Prior to any sales effort, the Secretary of Defense shall, to the maximum extent practicable, consult with the Administrator of GSA, and with the heads of other Federal departments and agencies as appropriate, regarding reutilization and transfer requirements for aircraft and aircraft parts under this Act (see Chapter 4 of DOD 4160.21-M, paragraphs B 2 b (1) through B 2 b (3)).
(a) DOD reutilization:
(1) USDA shall notify Army, Navy, and/or Air Force, in writing, of their aircraft requirements as they arise, by aircraft type listed in Attachment 1 of Chapter 4 of DOD 4160.21-M.
(2) If a DOD requirement exists, the owning Military Service shall advise USDA, in writing, that it will be issuing the aircraft to satisfy the DOD reutilization requirement. If USDA disputes the validity of the DOD requirement, it shall send a written notice of dispute to the owning Military Service and ADUSD(L&MR/SCI) within thirty (30) days of its notice from the Military Service. ADUSD(L&MR/SCI) shall then resolve the dispute, in writing. The aircraft may not be issued until the dispute has been resolved.
(f) Federal agency transfer:
(1) The Military Service must report aircraft which survive reutilization screening to GSA Region 9 on a Standard Form 120. GSA shall screen for Federal agency transfer requirements in accordance with the FPMR.
(2) If a Federal agency requirement exists, GSA shall advise USDA, in writing, that it will be issuing the aircraft to satisfy the Federal agency requirement. If USDA disputes the validity of the Federal requirement, it shall send a written notice of dispute to the owning Military Service and ADUSD(L&MR/SCI) within thirty (30) days of its notice from the Military Service. ADUSD(L&MR/SCI) shall then resolve the dispute, in writing. The aircraft cannot be issued until the dispute has been resolved.
(c) The Military Services shall:
(1) Report aircraft which survive transfer screening and are ready for sale to Headquarters, Defense Reutilization and Marketing Service, ATTN: DRMS-LMI, Federal Center, 74 Washington Avenue North, Battle Creek, Michigan 49017-3092. The Military Services must use a DD Form 1348-1A, DTID, for this purpose.
(2) Transfer excess DOD aircraft to the Aerospace Maintenance and Regeneration Center (AMARC), Davis-Monthan AFB, AZ, and place the aircraft in an “excess” storage category while aircraft are undergoing screening and/or wildfire suppression aircraft sale. Aircraft shall not be available nor offered to airtanker operators from the Military Service's airfield. The Military Service shall be responsible for the AMARC aircraft induction charges.

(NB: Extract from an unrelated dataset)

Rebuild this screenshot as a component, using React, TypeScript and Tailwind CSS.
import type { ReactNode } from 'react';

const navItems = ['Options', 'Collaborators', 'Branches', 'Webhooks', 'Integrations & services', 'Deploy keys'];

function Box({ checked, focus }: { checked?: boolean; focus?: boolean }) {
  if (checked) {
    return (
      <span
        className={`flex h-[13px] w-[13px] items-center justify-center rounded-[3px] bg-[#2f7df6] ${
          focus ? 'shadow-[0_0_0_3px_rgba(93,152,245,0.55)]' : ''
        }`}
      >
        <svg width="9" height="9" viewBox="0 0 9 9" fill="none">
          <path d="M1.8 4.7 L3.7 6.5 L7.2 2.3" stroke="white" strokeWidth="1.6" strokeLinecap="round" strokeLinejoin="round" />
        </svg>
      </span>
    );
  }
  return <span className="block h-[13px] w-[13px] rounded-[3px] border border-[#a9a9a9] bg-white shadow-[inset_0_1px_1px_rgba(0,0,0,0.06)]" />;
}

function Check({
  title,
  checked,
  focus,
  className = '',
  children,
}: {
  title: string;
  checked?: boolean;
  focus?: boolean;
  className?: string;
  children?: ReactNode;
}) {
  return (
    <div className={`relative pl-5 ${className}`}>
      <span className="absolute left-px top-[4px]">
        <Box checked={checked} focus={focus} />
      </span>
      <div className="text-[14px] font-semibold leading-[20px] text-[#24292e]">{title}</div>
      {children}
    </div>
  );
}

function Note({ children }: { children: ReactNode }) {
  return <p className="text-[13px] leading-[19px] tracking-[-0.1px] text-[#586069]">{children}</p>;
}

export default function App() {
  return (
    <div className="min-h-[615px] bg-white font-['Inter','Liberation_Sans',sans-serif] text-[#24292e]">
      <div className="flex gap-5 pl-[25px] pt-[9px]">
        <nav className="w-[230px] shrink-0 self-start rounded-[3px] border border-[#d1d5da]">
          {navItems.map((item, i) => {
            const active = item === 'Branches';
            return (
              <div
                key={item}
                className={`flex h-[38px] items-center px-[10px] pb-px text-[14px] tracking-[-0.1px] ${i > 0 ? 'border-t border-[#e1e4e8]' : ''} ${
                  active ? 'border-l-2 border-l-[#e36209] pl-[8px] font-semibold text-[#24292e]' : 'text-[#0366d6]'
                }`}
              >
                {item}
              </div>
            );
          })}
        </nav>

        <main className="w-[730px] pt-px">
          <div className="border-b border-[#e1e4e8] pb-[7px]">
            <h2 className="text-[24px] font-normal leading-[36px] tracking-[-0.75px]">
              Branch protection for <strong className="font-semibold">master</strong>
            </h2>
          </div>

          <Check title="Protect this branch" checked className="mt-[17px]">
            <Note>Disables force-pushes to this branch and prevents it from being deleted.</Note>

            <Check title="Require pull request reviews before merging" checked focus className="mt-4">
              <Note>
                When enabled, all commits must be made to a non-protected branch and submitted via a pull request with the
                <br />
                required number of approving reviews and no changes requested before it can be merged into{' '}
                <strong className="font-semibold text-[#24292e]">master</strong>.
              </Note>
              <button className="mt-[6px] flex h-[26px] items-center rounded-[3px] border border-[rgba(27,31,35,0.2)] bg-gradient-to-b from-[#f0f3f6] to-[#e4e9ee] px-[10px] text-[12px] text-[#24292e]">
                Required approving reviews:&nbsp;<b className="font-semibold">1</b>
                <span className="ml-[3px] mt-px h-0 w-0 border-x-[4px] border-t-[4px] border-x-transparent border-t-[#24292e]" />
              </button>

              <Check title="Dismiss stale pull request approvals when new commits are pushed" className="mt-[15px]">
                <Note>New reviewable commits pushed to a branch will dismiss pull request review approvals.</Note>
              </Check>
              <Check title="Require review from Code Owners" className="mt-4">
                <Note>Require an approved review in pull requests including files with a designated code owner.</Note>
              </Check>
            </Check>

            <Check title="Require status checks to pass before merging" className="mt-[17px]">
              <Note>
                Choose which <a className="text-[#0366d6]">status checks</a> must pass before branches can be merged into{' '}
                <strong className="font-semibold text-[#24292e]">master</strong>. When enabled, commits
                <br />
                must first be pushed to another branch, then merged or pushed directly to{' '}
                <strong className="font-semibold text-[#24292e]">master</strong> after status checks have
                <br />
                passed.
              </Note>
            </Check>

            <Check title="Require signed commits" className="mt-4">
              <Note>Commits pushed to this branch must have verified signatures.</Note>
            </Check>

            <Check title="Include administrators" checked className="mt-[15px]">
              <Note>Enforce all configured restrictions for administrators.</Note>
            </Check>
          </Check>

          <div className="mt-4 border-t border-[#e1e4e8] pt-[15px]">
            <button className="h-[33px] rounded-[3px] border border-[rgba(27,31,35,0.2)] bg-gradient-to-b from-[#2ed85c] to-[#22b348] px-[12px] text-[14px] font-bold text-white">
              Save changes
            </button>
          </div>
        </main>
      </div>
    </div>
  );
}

The gaining customer will be liable for all AMARC withdrawal charges, to include any aircraft preparation required from AMARC. Sale of parts required for aircraft preparation is limited to those not required for the operational mission forces, and only if authorized by specific authority of the respective Military Service's weapon system program manager.
Not later than 31 March 2000, the Secretary of Defense must submit to the Committee on Armed Services of the Senate and the Committee on National Security of the House of Representatives a report setting forth the following:
(a) The number and type of aircraft sold under this authority, and the terms and conditions under which the aircraft were sold.
(b) The persons or entities to which the aircraft were sold.
(c) An accounting of the current use of the aircraft sold.
(d) USDA must submit to Headquarters, Defense Reutilization and Marketing Service, ATTN: DRMS-LMI, Federal Center, 74 Washington Avenue North, Battle Creek, Michigan, 49017-3092, not later than 1 February 2000, a report setting forth an accounting of the current disposition of all aircraft sold under the authority of the Act.
(e) DRMS must compile the report, based on sales contract files and (for the third report element) input from the USDA. The report must be provided to HQ DLA not later than 1 March 2000. HQ DLA shall forward the report to DOD not later than 15 March 2000.
This part expires on 30 September 2005.
Dated: February 6, 2003.
Patricia L. Toppings,
Alternate OSD Federal Register Liaison Officer, Department of Defense.